Le Président Jonathan se trouve désormais devant une situation très délicate, où se joue l’avenir politique du Nigéria, au-delà de celui du PDP. Car la fronde actuelle contre Jonathan renvoie directement à l’enjeu politique dominant au Nigéria depuis l’indépendance, à savoir l’équilibre fragile et instable du pouvoir entre le nord musulman et le sud chrétien du pays. À son accession au pouvoir en 1999, les responsables du PDP s’étaient mis d’accord sur un partage informel du pouvoir : le président étant limité à deux mandats consécutifs (huit ans) la présidence tournerait tous les deux mandats entre un politicien nordiste et un politicien sudiste,. Ainsi, après Obasanjo (un Yoruba du sud) de 1999 à 2007, c’est Umaru Yar’Adua (ancien gouverneur de Katsina, au nord) qui a pris les rênes du pays. Mais sa mort précipitée en 2010 a bousculé cet arrangement subtil : Goodluck Jonathan, le vice-président originaire du Sud, est alors devenu président ; il a été réélu en 2011, et souhaite briguer un nouveau mandat en 2015. S’il venait à gagner ces élections, il gouvernerait alors jusqu’en 2019, soit un mandat de près de dix ans ; et au total, le Nord n’aurait eu le pouvoir que trois ans (2007-2010) sur les 20 ans de règne du PDP (1999-2019). Une situation que beaucoup de politiciens nordistes considèrent tout simplement comme inacceptable.

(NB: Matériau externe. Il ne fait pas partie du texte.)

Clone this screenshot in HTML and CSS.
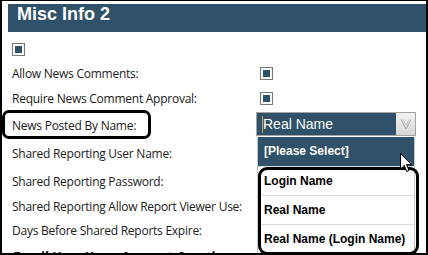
FILE: index.html
```html
<!DOCTYPE html>
<html>
<head>
    <title>Misc Info 2</title>
    <link rel="stylesheet" href="styles.css">
</head>
<body>
    <div class="frame">
        <div class="panel-title">Misc Info 2</div>

        <div class="settings">
            <div class="row row-top">
                <span class="check"></span>
            </div>
            <div class="row row-short">
                <label>Allow News Comments:</label>
                <div class="value"><span class="check"></span></div>
            </div>
            <div class="row row-approval">
                <label>Require News Comment Approval:</label>
                <div class="value"><span class="check"></span></div>
            </div>
            <div class="row row-select">
                <label>News Posted By Name:</label>
                <div class="value">
                    <div class="select">
                        <span class="caret"></span>
                        <span class="select-text">Real Name</span>
                        <span class="select-btn">
                            <svg width="12" height="12" viewBox="0 0 12 12">
                                <path d="M1 1.5 L6 11 L11 1.5" fill="none" stroke="#a9a9a9" stroke-width="1"/>
                                <path d="M3 1.5 L6 7.5 L9 1.5" fill="none" stroke="#c4c4c4" stroke-width="1"/>
                            </svg>
                        </span>
                        <ul class="options">
                            <li class="selected">[Please Select]</li>
                            <li>Login Name</li>
                            <li>Real Name</li>
                            <li>Real Name (Login Name)</li>
                        </ul>
                    </div>
                </div>
            </div>
            <div class="row row-tall">
                <label>Shared Reporting User Name:</label>
            </div>
            <div class="row row-pass">
                <label>Shared Reporting Password:</label>
            </div>
            <div class="row">
                <label>Shared Reporting Allow Report Viewer Use:</label>
            </div>
            <div class="row">
                <label>Days Before Shared Reports Expire:</label>
            </div>
            <h3 class="sub-head">Email User Upon Account Creation</h3>
        </div>

        <!-- annotations drawn over the screenshot -->
        <div class="mark mark-label"></div>
        <div class="mark mark-options"></div>
        <svg class="pointer" width="13" height="20" viewBox="0 0 13 20">
            <path d="M0.5 0.5 L0.5 16 L4.2 12.4 L6.8 18.5 L9 17.5 L6.5 11.6 L11.5 11.6 Z" fill="#fff" stroke="#000" stroke-width="1"/>
        </svg>
    </div>
</body>
</html>
```

FILE: styles.css
```css
body { margin: 0; background: #fff; }
.frame { position: relative; width: 428px; height: 255px; box-sizing: border-box; border: 2px solid #000; border-top-width: 1px; padding: 3px 0 0 6px; overflow: hidden; }
.panel-title { height: 28px; line-height: 28px; background: #2f5169; color: #fff; font: bold 18px "Liberation Sans", Arial, sans-serif; padding-left: 9px; }

.settings { padding: 6px 0 0 4px; font-family: "Open Sans", "Noto Sans", sans-serif; font-size: 12px; letter-spacing: -0.25px; color: #1a1a1a; }
.row { display: grid; grid-template-columns: 244px 1fr; align-items: center; height: 24px; }
.row-top { display: flex; height: 23px; }
.row-short { height: 23px; }
.row-approval { height: 26px; }
.row-select { height: 28px; }
.row-tall { height: 29px; }
.row-pass { height: 26px; }
.row label { padding-top: 2px; }

.check { display: inline-block; width: 13px; height: 13px; box-sizing: border-box; border: 1.5px solid #777; padding: 2px; background: #2f5169; background-clip: content-box; vertical-align: middle; }
.value .check { margin-left: 4px; }

.select { position: relative; width: 160px; height: 24px; box-sizing: border-box; border: 1px solid #a3a3a3; background: #2f5169; color: #fff; font: 14px "Liberation Sans", Arial, sans-serif; line-height: 22px; letter-spacing: 0; }
.select-text { padding-left: 6px; }
.caret { position: absolute; left: 5px; top: 3px; width: 1px; height: 17px; background: #d8a640; }
.select-btn { position: absolute; right: 0; top: 0; width: 19px; height: 22px; background: linear-gradient(#f2f2f2, #d6d6d6); display: flex; align-items: center; justify-content: center; }

.options { position: absolute; left: 0; top: 24px; width: 158px; margin: 0; padding: 0; list-style: none; background: #fff; border-left: 1px solid #c8c8c8; border-right: 1px solid #c8c8c8; box-sizing: border-box; font: bold 12px "Liberation Sans", Arial, sans-serif; color: #000; }
.options li { height: 29px; line-height: 29px; padding-left: 6px; border-top: 1px solid #dcdcdc; box-sizing: border-box; }
.options li.selected { background: #2f5169; color: #fff; border-top: 0; }

.sub-head { margin: 0; padding-top: 6px; font: bold italic 14px "Open Sans", sans-serif; color: #1a1a1a; }

.mark { position: absolute; border: 3px solid #000; border-radius: 7px; box-sizing: border-box; }
.mark-label { left: 0; top: 109px; width: 149px; height: 29px; }
.mark-options { left: 256px; top: 166px; width: 161px; height: 88px; border-radius: 9px; }
.pointer { position: absolute; left: 398px; top: 152px; }
```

Si Goodluck Jonathan persiste dans l’autoritarisme, il risque de voir s’aggraver la saignée au PDP qui pourrait perdre l’élection présidentielle de 2015. En revanche, il lui est encore possible de limiter les dégâts en tentant de reconquérir les militants qui ont quitté le navire afin de sauver l’essentiel : l’unité politique du parti et la stabilité du Nigéria. Le mieux serait de renoncer à se représenter en 2015.

Il faut prêter attention à ces luttes politiques qui se déroulent au Nigéria parce qu’elles ont des relents ethniques et religieux, en plus des enjeux économiques qui tournent essentiellement autour du pétrole (le pays en est le premier producteur en Afrique). Goodluck Jonathan fait face depuis son arrivée au pouvoir en 2010 à un grand mécontentement social. La montée du prix du carburant en 2010 avait ravivé les tensions entre musulmans du Nord et chrétiens du Sud, tensions qu’il avait très mal gérées au demeurant.

La défection successive de ces gouverneurs et parlementaires qui ont rejoint l’All Progressives Congress (APC), principale coalition d’opposition, est un coup très dur pour le Président Jonathan. C’est pourquoi il doit prêter une grande attention à la façon dont il va gérer cette nouvelle situation en évitant tout autoritarisme. Il devrait faire revenir ces responsables du PDP qui ont rejoint l’opposition et lever toute équivoque sur sa potentielle candidature en 2015. La plaie Boko Haram est trop gênante pour que le Nigéria entre dans un autre cycle de violences. Surtout si celles-ci ont des versants ethniques et religieux dans une Afrique déjà très meurtrie par ce genre de conflits.